Critical, as AGW will be unavailable.
what resource does this affect?
It directly affects the gateway, which consequently affects all the subscribers connected to that gateway.
Expected Service Restart
Description
This alert would be tracking the restart of services intentionally triggered by user which affects the subscribers served by the gateway (mme, magmad pipelined, sessiond, mobilityd). This could be because of AGW reboot as well.
Why is this important?
Service cannot be provided to subscribers served by the gateway during the restart process
Automated recommendation
If AGW reboot alert has fired then service(s) restart would be an outcome of that event
Troubleshooting steps
- Check below metrics to confirm if traffic has been affected
- Number of Connected eNBs
- Network of Connected UEs
- Network of Registered UEs
- Attach/ Reg attempts
- Attach Success Rate
- S6a Authentication Success Rate
- Service Request Success Rate
- Session Create Success Rate
- Upload/Download Throughput
- Use last reboot to list the last logged in users and system last reboot time and date.
- Confirm the same information in /var/log/syslog, logs like kernel loading should indicate the AGW has been rebooted.
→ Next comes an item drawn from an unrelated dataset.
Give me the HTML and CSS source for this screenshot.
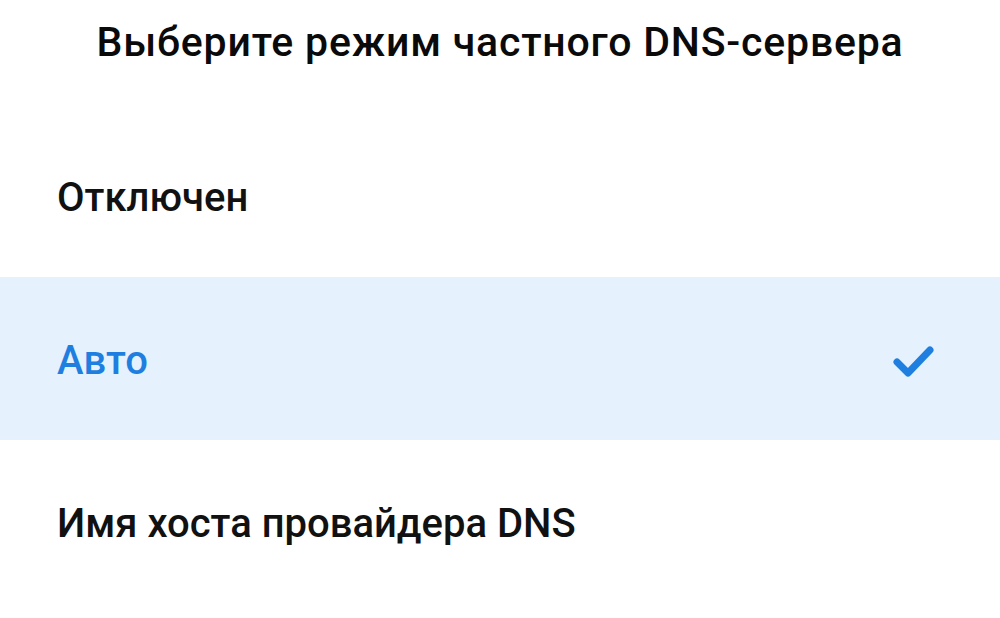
FILE: index.html
```html
<!DOCTYPE html>
<html lang="ru">
<head>
<meta charset="utf-8">
<link rel="stylesheet" href="styles.css">
</head>
<body>
<div class="dialog">
  <div class="title">Выберите режим частного DNS-сервера</div>
  <div class="option">Отключен</div>
  <div class="option selected">
    <span>Авто</span>
    <svg class="check" viewBox="0 0 44 36" width="44" height="36"><path d="M5 19 L16 30 L38 7" fill="none" stroke="#1f7fe0" stroke-width="7" stroke-linecap="round" stroke-linejoin="round"/></svg>
  </div>
  <div class="option">Имя хоста провайдера DNS</div>
</div>
</body>
</html>
```
FILE: styles.css
```css
html, body {
  margin: 0;
  padding: 0;
  background: #ffffff;
}
body {
  width: 1000px;
  height: 618px;
  overflow: hidden;
  font-family: Roboto, "Noto Sans", sans-serif;
}
.dialog {
  display: flex;
  flex-direction: column;
}
.title {
  height: 114px;
  box-sizing: border-box;
  padding-top: 17px;
  line-height: 50px;
  text-align: center;
  font-size: 41px;
  font-weight: 500;
  letter-spacing: 0.8px;
  color: #0a0a0a;
}
.option {
  height: 163px;
  box-sizing: border-box;
  padding: 4px 64px 0 57px;
  display: flex;
  align-items: center;
  justify-content: space-between;
  font-size: 40px;
  font-weight: 500;
  color: #111111;
}
.option.selected {
  background: #e5f1fd;
  color: #1f7fe0;
}
.check {
  display: block;
}
```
- Example of what the log could look like:
- magma kernel: [0.000000] Linux version 4.9.0-9-amd64 (debiankernel@lists.debian.org) (gcc version 6.3.0 20170516 (Debian 6.3.0-18+deb9u1)) #1 SMP Debian 4.9.168-1
- Use this timestamp and compare with the timestamp in the metrics degradation to confirm both events are related
- Verify the commands history in syslog matching the timestamp to confirm if the services were intentionally restarted.
Causes / Effects/ Solutions
Cause | Possible Effects | Solutions |
---|---|---|
Command run intentionally/AGW reboot | Gateway service(s)/ whole AGW restart causing disruption of services served by the gateway | If expected then it’s not applicable. |
How does this affect the SLA?
Minor, as was done intentionally. It serves as more of a notification.
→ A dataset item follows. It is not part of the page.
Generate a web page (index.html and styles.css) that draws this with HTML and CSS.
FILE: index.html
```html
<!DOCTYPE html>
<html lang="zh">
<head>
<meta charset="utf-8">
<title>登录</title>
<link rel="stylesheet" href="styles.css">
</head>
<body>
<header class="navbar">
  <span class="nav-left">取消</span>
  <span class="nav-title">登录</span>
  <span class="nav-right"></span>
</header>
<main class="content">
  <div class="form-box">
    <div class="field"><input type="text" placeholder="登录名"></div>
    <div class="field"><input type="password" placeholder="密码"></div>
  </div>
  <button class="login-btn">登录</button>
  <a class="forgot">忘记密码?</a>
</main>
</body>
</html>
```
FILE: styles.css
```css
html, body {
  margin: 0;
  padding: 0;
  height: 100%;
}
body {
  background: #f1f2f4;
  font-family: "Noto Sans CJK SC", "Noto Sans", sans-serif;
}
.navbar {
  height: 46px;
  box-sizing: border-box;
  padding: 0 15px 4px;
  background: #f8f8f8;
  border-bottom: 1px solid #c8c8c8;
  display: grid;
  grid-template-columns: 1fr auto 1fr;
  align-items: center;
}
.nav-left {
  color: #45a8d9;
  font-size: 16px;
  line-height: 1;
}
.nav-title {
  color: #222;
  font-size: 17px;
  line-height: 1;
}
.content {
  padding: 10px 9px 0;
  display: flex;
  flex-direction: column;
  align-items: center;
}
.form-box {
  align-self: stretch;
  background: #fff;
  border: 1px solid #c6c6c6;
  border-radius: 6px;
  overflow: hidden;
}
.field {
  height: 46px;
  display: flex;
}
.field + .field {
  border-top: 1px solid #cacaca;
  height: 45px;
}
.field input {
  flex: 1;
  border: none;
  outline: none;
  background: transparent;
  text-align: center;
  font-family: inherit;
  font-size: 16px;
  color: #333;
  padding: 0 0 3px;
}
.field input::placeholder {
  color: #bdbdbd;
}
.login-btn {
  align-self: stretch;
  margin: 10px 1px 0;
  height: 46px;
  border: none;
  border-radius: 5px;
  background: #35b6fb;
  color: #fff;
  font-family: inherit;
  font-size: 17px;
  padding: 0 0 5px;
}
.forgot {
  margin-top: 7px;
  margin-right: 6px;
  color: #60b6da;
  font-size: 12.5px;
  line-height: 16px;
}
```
what resource does this affect?
It directly affects the gateway, which consequently affects all the subscribers connected to that gateway.
Unexpected Service Restart
Description
This alert would be tracking the unexpected restart of services which affects the subscribers served by the gateway (mme, magmad pipelined, sessiond, mobilityd).
Why is this important?
Service cannot be provided to subscribers served by the gateway.
Automated recommendation
If AGW reboot alert has fired then service(s) restart would be an outcome of that event
Troubleshooting steps
- Check below metrics to confirm if traffic has been affected
- Number of Connected eNBs
- Network of Connected UEs
- Network of Registered UEs
- Attach/ Reg attempts
- Attach Success Rate
- S6a Authentication Success Rate
- Service Request Success Rate
- Session Create Success Rate
- Upload/Download Throughput
- Check for recent changes done before the issue was first observed
- If applicable, revert the recent changes and check if issue is still observed
- Capture the service crash syslogs and coredumps. Use the approximate time in metrics and look for the events in both syslogs and coredumps
- In syslogs located in /var/log, look for service terminating events and its previous logs. For example, in below mme service crash there is a segfault reported in mme service before its being terminated.
- Dec 5 22:25:55 magma kernel: [266759.489500] ITTI 3[13887]: segfault at 1d6d80 ip 000055b0080da0c2 sp 00007f529e6c0310 error 4 in mme[55b0077bd000+e79000]
- Dec 5 22:25:59 magma systemd[1]: magma@mme.service: Main process exited, code=killed, status=11/SEGV
- Service crashes with a segmentation fault will create coredumps in /tmp/ folder. Verify if coredumps have been created and obtain the coredump that matches the time of the outage/crash. Depending on the type of service crash the name of the coredump will vary. More detail in https://magma.github.io/magma/docs/lte/dev_notes#analyzing-coredumps
- Using latest mme binary, inspect coredumps via gdb and backtrace to find possible root cause
- Obtain event that triggered the crash. Every time a service restarts it will generate a log file (i.e. mme.log). Inside the coredump folder you will find the log (i.e. mme.log) that was generated just before the crash. To understand what was the event that triggered the crash, get the last event (Attach Request, Detach, timer expiring, etc.) in the log file.
- Note: If you can't find the timestamp of the crash in syslogs, you can use the last log generated in the log found in the coredump to get the exact timestamp of that crash.
- Investigate or seek for help. Use the collected information to investigate previous Github issues/bugs and confirm if this is a known issue or bug that has been fixed in a later version. Otherwise, open a new report with the information collected.
Causes / Effects/ Solutions
Cause | Possible Effects | Solutions |
---|---|---|
Unsupported configuration in partner’s network | Gateway Crash/Restart Loop | If applicable revert the changes, check for known bugs for this version and get higher level support |
How does this affect the SLA?
Major, as was done unintentionally. Investigation required to check why.
what resource does this affect?
It directly affects the gateway, which consequently affects all the subscribers connected to that gateway.